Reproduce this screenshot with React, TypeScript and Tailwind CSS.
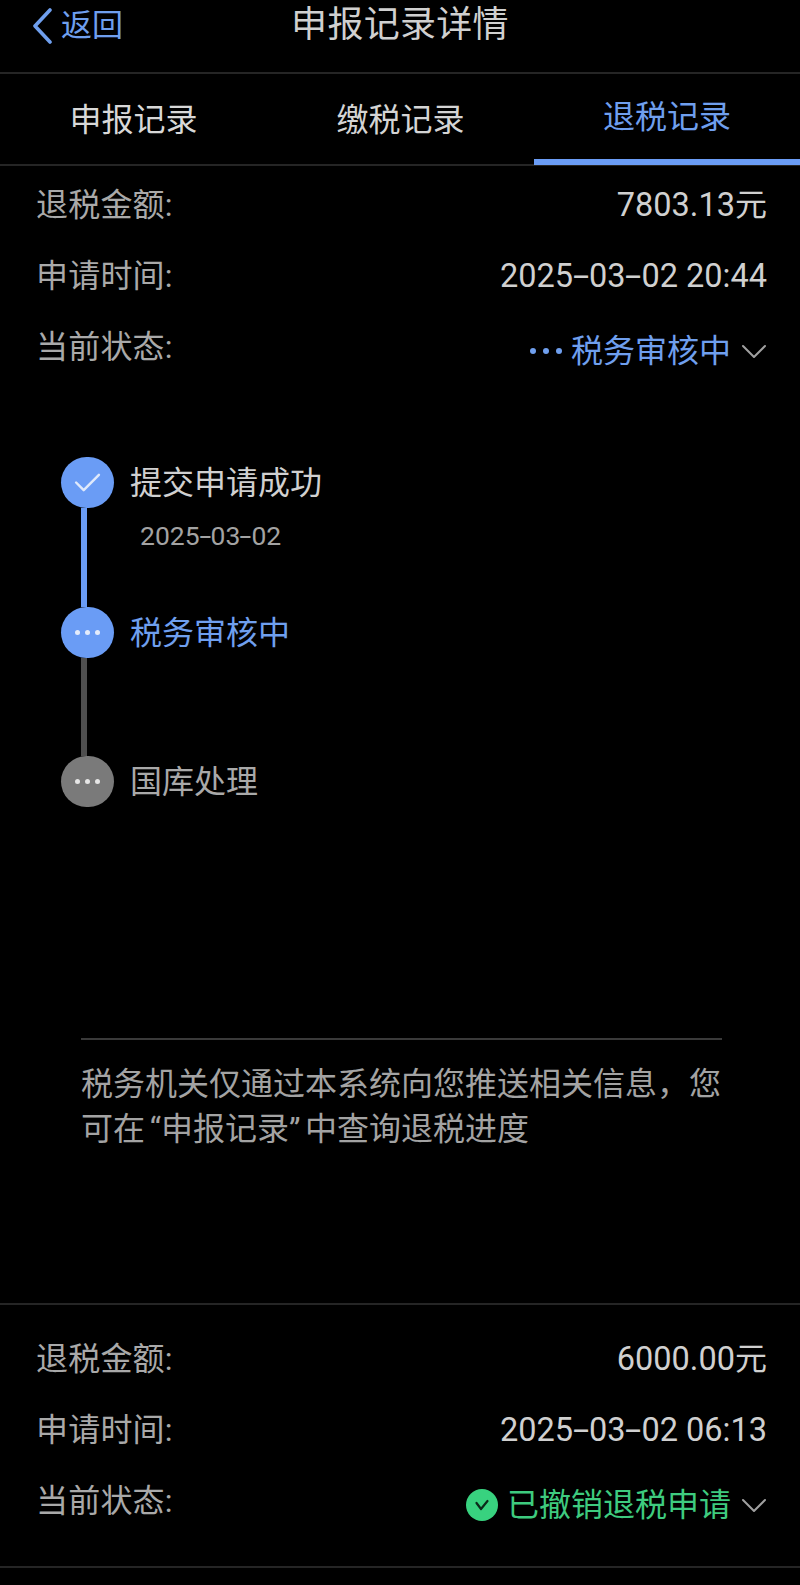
const font = "font-['Roboto','Noto_Sans_CJK_SC',sans-serif]";

function Chevron({ className }: { className: string }) {
  return (
    <svg viewBox="0 0 26 16" className={className} fill="none" stroke="currentColor" strokeWidth="2" strokeLinecap="round" strokeLinejoin="round">
      <path d="M2 3 L13 14 L24 3" />
    </svg>
  );
}

function DateText({ parts, hyphen }: { parts: string[]; hyphen: string }) {
  return (
    <>
      {parts.map((p, i) => (
        <span key={i}>
          {i > 0 && <span className={hyphen}>-</span>}
          {p}
        </span>
      ))}
    </>
  );
}

const rowHyphen = "inline-block w-[16px] text-center scale-x-[1.8]";
const smallHyphen = "inline-block w-[11px] text-center scale-x-[1.6]";

function Row({ label, children }: { label: string; children: React.ReactNode }) {
  return (
    <div className="flex justify-between items-center h-[71px] pl-[36px] pr-[33px]">
      <span className="text-[#a9a9a9] text-[32px] leading-none tracking-[0.2px] -mt-[1px]">{label}</span>
      <span className="text-[#d0d0d0] text-[32.5px] leading-none whitespace-nowrap">{children}</span>
    </div>
  );
}

function StatusRow({ children }: { children: React.ReactNode }) {
  return (
    <div className="flex justify-between items-center h-[71px] pl-[36px] pr-[33px]">
      <span className="text-[#a9a9a9] text-[32px] leading-none tracking-[0.2px] -mt-[1px]">当前状态:</span>
      <div className="flex items-center pt-[6px]">
        {children}
        <Chevron className="w-[26px] h-[16px] ml-[10px] text-[#a0a0a0]" />
      </div>
    </div>
  );
}

function Dots({ size = "w-[5px] h-[5px]", color = "bg-[#e4ecfb]", gap = "gap-[5px]" }: { size?: string; color?: string; gap?: string }) {
  return (
    <div className={`flex ${gap}`}>
      <span className={`${size} ${color} rounded-full`} />
      <span className={`${size} ${color} rounded-full`} />
      <span className={`${size} ${color} rounded-full`} />
    </div>
  );
}

export default function App() {
  return (
    <div className={`w-[800px] h-[1585px] bg-black overflow-hidden flex flex-col ${font}`}>
      <header className="relative h-[74px] border-b-2 border-[#252525] flex items-start shrink-0">
        <div className="flex items-center pl-[32px] pt-[3px] h-[44px] mt-[2px] text-[#6f9fee]">
          <svg viewBox="0 0 22 36" className="w-[22px] h-[36px]" fill="none" stroke="currentColor" strokeWidth="3.6" strokeLinecap="round" strokeLinejoin="round">
            <path d="M18 2 L3 18 L18 34" />
          </svg>
          <span className="text-[31px] leading-none ml-[7px]">返回</span>
        </div>
        <h1 className="absolute left-0 right-0 top-[4px] text-center text-[#d0d0d0] text-[36px] leading-[42px] font-normal tracking-[0.3px]">申报记录详情</h1>
      </header>
      <nav className="flex h-[92px] border-b-2 border-[#252525] shrink-0">
        <div className="w-[267px] flex items-center justify-center pt-[2px] text-[#d8d8d8] text-[32px] leading-none">申报记录</div>
        <div className="w-[267px] flex items-center justify-center pt-[2px] text-[#d4d4d4] text-[32px] leading-none">缴税记录</div>
        <div className="flex-1 flex items-center justify-center pt-[2px] pb-[1px] text-[#6f9fee] text-[32px] leading-none border-b-[6px] border-[#6a9cf5] mb-[-1px]">退税记录</div>
      </nav>
      <section className="pt-[4px] shrink-0">
        <Row label="退税金额:">7803.13<span className="text-[32px]">元</span></Row>
        <Row label="申请时间:"><DateText parts={["2025", "03", "02 20:44"]} hyphen={rowHyphen} /></Row>
        <StatusRow>
          <Dots size="w-[6px] h-[6px]" color="bg-[#6f9fee]" gap="gap-[7px]" />
          <span className="ml-[9px] text-[#6f9fee] text-[32px] leading-none">税务审核中</span>
        </StatusRow>
      </section>
      <section className="pl-[61px] pt-[74px] shrink-0">
        <div className="flex items-start">
          <div className="flex flex-col w-[53px]">
            <div className="w-[53px] h-[51px] rounded-full bg-[#6a9cf5] flex items-center justify-center">
              <svg viewBox="0 0 28 20" className="w-[27px] h-[19px]" fill="none" stroke="#dfe9fb" strokeWidth="2.6" strokeLinecap="round" strokeLinejoin="round">
                <path d="M2 10 L10 18 L26 2" />
              </svg>
            </div>
            <div className="w-[6px] h-[99px] ml-[20px] bg-[#6a9cf5]" />
          </div>
          <div className="ml-[16px] pt-[8px]">
            <div className="text-[#d0d0d0] text-[32px] leading-[36px]">提交申请成功</div>
            <div className="text-[#a3a3a3] text-[26.5px] leading-[30px] mt-[20px] ml-[10px] whitespace-nowrap"><DateText parts={["2025", "03", "02"]} hyphen={smallHyphen} /></div>
          </div>
        </div>
        <div className="flex items-start">
          <div className="flex flex-col w-[53px]">
            <div className="w-[53px] h-[51px] rounded-full bg-[#6a9cf5] flex items-center justify-center">
              <Dots />
            </div>
            <div className="w-[6px] h-[98px] ml-[20px] bg-[#4f4f4f]" />
          </div>
          <div className="ml-[16px] pt-[8px] text-[#6f9fee] text-[32px] leading-[36px]">税务审核中</div>
        </div>
        <div className="flex items-start">
          <div className="w-[53px] h-[51px] rounded-full bg-[#7a7a7a] flex items-center justify-center">
            <Dots color="bg-[#e6e6e6]" />
          </div>
          <div className="ml-[16px] pt-[8px] text-[#a9a9a9] text-[32px] leading-[36px]">国库处理</div>
        </div>
      </section>
      <section className="ml-[81px] mr-[78px] mt-[231px] border-t-2 border-[#3a3a3a] pt-[22px] shrink-0">
        <p className="text-[#a3a3a3] text-[32px] leading-[45px] whitespace-nowrap">
          税务机关仅通过本系统向您推送相关信息{"\uFF0C"}您<br />
          可在<span className="inline-block w-[16px] text-right">{"\u201C"}</span>申报记录<span className="inline-block w-[16px] text-left">{"\u201D"}</span>中查询退税进度
        </p>
      </section>
      <section className="mt-[151px] border-t-2 border-[#252525] pt-[19px] shrink-0">
        <Row label="退税金额:">6000.00<span className="text-[32px]">元</span></Row>
        <Row label="申请时间:"><DateText parts={["2025", "03", "02 06:13"]} hyphen={rowHyphen} /></Row>
        <StatusRow>
          <svg viewBox="0 0 32 32" className="w-[32px] h-[32px]">
            <circle cx="16" cy="16" r="16" fill="#38d27f" />
            <path d="M10.5 14 L15 20 L21.5 12" fill="none" stroke="#0b2a1a" strokeWidth="2.2" strokeLinecap="round" strokeLinejoin="round" />
          </svg>
          <span className="ml-[9px] text-[#3ecb7f] text-[32px] leading-none whitespace-nowrap">已撤销退税申请</span>
        </StatusRow>
      </section>
      <div className="mt-[29px] border-t-2 border-[#252525] shrink-0" />
    </div>
  );
}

____________________

** Work to do **
Without including any picture, repeat the data exactly.

** Complete output **
Reproduce this screenshot with React, TypeScript and Tailwind CSS.
const font = "font-['Roboto','Noto_Sans_CJK_SC',sans-serif]";

function Chevron({ className }: { className: string }) {
  return (
    <svg viewBox="0 0 26 16" className={className} fill="none" stroke="currentColor" strokeWidth="2" strokeLinecap="round" strokeLinejoin="round">
      <path d="M2 3 L13 14 L24 3" />
    </svg>
  );
}

function DateText({ parts, hyphen }: { parts: string[]; hyphen: string }) {
  return (
    <>
      {parts.map((p, i) => (
        <span key={i}>
          {i > 0 && <span className={hyphen}>-</span>}
          {p}
        </span>
      ))}
    </>
  );
}

const rowHyphen = "inline-block w-[16px] text-center scale-x-[1.8]";
const smallHyphen = "inline-block w-[11px] text-center scale-x-[1.6]";

function Row({ label, children }: { label: string; children: React.ReactNode }) {
  return (
    <div className="flex justify-between items-center h-[71px] pl-[36px] pr-[33px]">
      <span className="text-[#a9a9a9] text-[32px] leading-none tracking-[0.2px] -mt-[1px]">{label}</span>
      <span className="text-[#d0d0d0] text-[32.5px] leading-none whitespace-nowrap">{children}</span>
    </div>
  );
}

function StatusRow({ children }: { children: React.ReactNode }) {
  return (
    <div className="flex justify-between items-center h-[71px] pl-[36px] pr-[33px]">
      <span className="text-[#a9a9a9] text-[32px] leading-none tracking-[0.2px] -mt-[1px]">当前状态:</span>
      <div className="flex items-center pt-[6px]">
        {children}
        <Chevron className="w-[26px] h-[16px] ml-[10px] text-[#a0a0a0]" />
      </div>
    </div>
  );
}

function Dots({ size = "w-[5px] h-[5px]", color = "bg-[#e4ecfb]", gap = "gap-[5px]" }: { size?: string; color?: string; gap?: string }) {
  return (
    <div className={`flex ${gap}`}>
      <span className={`${size} ${color} rounded-full`} />
      <span className={`${size} ${color} rounded-full`} />
      <span className={`${size} ${color} rounded-full`} />
    </div>
  );
}

export default function App() {
  return (
    <div className={`w-[800px] h-[1585px] bg-black overflow-hidden flex flex-col ${font}`}>
      <header className="relative h-[74px] border-b-2 border-[#252525] flex items-start shrink-0">
        <div className="flex items-center pl-[32px] pt-[3px] h-[44px] mt-[2px] text-[#6f9fee]">
          <svg viewBox="0 0 22 36" className="w-[22px] h-[36px]" fill="none" stroke="currentColor" strokeWidth="3.6" strokeLinecap="round" strokeLinejoin="round">
            <path d="M18 2 L3 18 L18 34" />
          </svg>
          <span className="text-[31px] leading-none ml-[7px]">返回</span>
        </div>
        <h1 className="absolute left-0 right-0 top-[4px] text-center text-[#d0d0d0] text-[36px] leading-[42px] font-normal tracking-[0.3px]">申报记录详情</h1>
      </header>
      <nav className="flex h-[92px] border-b-2 border-[#252525] shrink-0">
        <div className="w-[267px] flex items-center justify-center pt-[2px] text-[#d8d8d8] text-[32px] leading-none">申报记录</div>
        <div className="w-[267px] flex items-center justify-center pt-[2px] text-[#d4d4d4] text-[32px] leading-none">缴税记录</div>
        <div className="flex-1 flex items-center justify-center pt-[2px] pb-[1px] text-[#6f9fee] text-[32px] leading-none border-b-[6px] border-[#6a9cf5] mb-[-1px]">退税记录</div>
      </nav>
      <section className="pt-[4px] shrink-0">
        <Row label="退税金额:">7803.13<span className="text-[32px]">元</span></Row>
        <Row label="申请时间:"><DateText parts={["2025", "03", "02 20:44"]} hyphen={rowHyphen} /></Row>
        <StatusRow>
          <Dots size="w-[6px] h-[6px]" color="bg-[#6f9fee]" gap="gap-[7px]" />
          <span className="ml-[9px] text-[#6f9fee] text-[32px] leading-none">税务审核中</span>
        </StatusRow>
      </section>
      <section className="pl-[61px] pt-[74px] shrink-0">
        <div className="flex items-start">
          <div className="flex flex-col w-[53px]">
            <div className="w-[53px] h-[51px] rounded-full bg-[#6a9cf5] flex items-center justify-center">
              <svg viewBox="0 0 28 20" className="w-[27px] h-[19px]" fill="none" stroke="#dfe9fb" strokeWidth="2.6" strokeLinecap="round" strokeLinejoin="round">
                <path d="M2 10 L10 18 L26 2" />
              </svg>
            </div>
            <div className="w-[6px] h-[99px] ml-[20px] bg-[#6a9cf5]" />
          </div>
          <div className="ml-[16px] pt-[8px]">
            <div className="text-[#d0d0d0] text-[32px] leading-[36px]">提交申请成功</div>
            <div className="text-[#a3a3a3] text-[26.5px] leading-[30px] mt-[20px] ml-[10px] whitespace-nowrap"><DateText parts={["2025", "03", "02"]} hyphen={smallHyphen} /></div>
          </div>
        </div>
        <div className="flex items-start">
          <div className="flex flex-col w-[53px]">
            <div className="w-[53px] h-[51px] rounded-full bg-[#6a9cf5] flex items-center justify-center">
              <Dots />
            </div>
            <div className="w-[6px] h-[98px] ml-[20px] bg-[#4f4f4f]" />
          </div>
          <div className="ml-[16px] pt-[8px] text-[#6f9fee] text-[32px] leading-[36px]">税务审核中</div>
        </div>
        <div className="flex items-start">
          <div className="w-[53px] h-[51px] rounded-full bg-[#7a7a7a] flex items-center justify-center">
            <Dots color="bg-[#e6e6e6]" />
          </div>
          <div className="ml-[16px] pt-[8px] text-[#a9a9a9] text-[32px] leading-[36px]">国库处理</div>
        </div>
      </section>
      <section className="ml-[81px] mr-[78px] mt-[231px] border-t-2 border-[#3a3a3a] pt-[22px] shrink-0">
        <p className="text-[#a3a3a3] text-[32px] leading-[45px] whitespace-nowrap">
          税务机关仅通过本系统向您推送相关信息{"\uFF0C"}您<br />
          可在<span className="inline-block w-[16px] text-right">{"\u201C"}</span>申报记录<span className="inline-block w-[16px] text-left">{"\u201D"}</span>中查询退税进度
        </p>
      </section>
      <section className="mt-[151px] border-t-2 border-[#252525] pt-[19px] shrink-0">
        <Row label="退税金额:">6000.00<span className="text-[32px]">元</span></Row>
        <Row label="申请时间:"><DateText parts={["2025", "03", "02 06:13"]} hyphen={rowHyphen} /></Row>
        <StatusRow>
          <svg viewBox="0 0 32 32" className="w-[32px] h-[32px]">
            <circle cx="16" cy="16" r="16" fill="#38d27f" />
            <path d="M10.5 14 L15 20 L21.5 12" fill="none" stroke="#0b2a1a" strokeWidth="2.2" strokeLinecap="round" strokeLinejoin="round" />
          </svg>
          <span className="ml-[9px] text-[#3ecb7f] text-[32px] leading-none whitespace-nowrap">已撤销退税申请</span>
        </StatusRow>
      </section>
      <div className="mt-[29px] border-t-2 border-[#252525] shrink-0" />
    </div>
  );
}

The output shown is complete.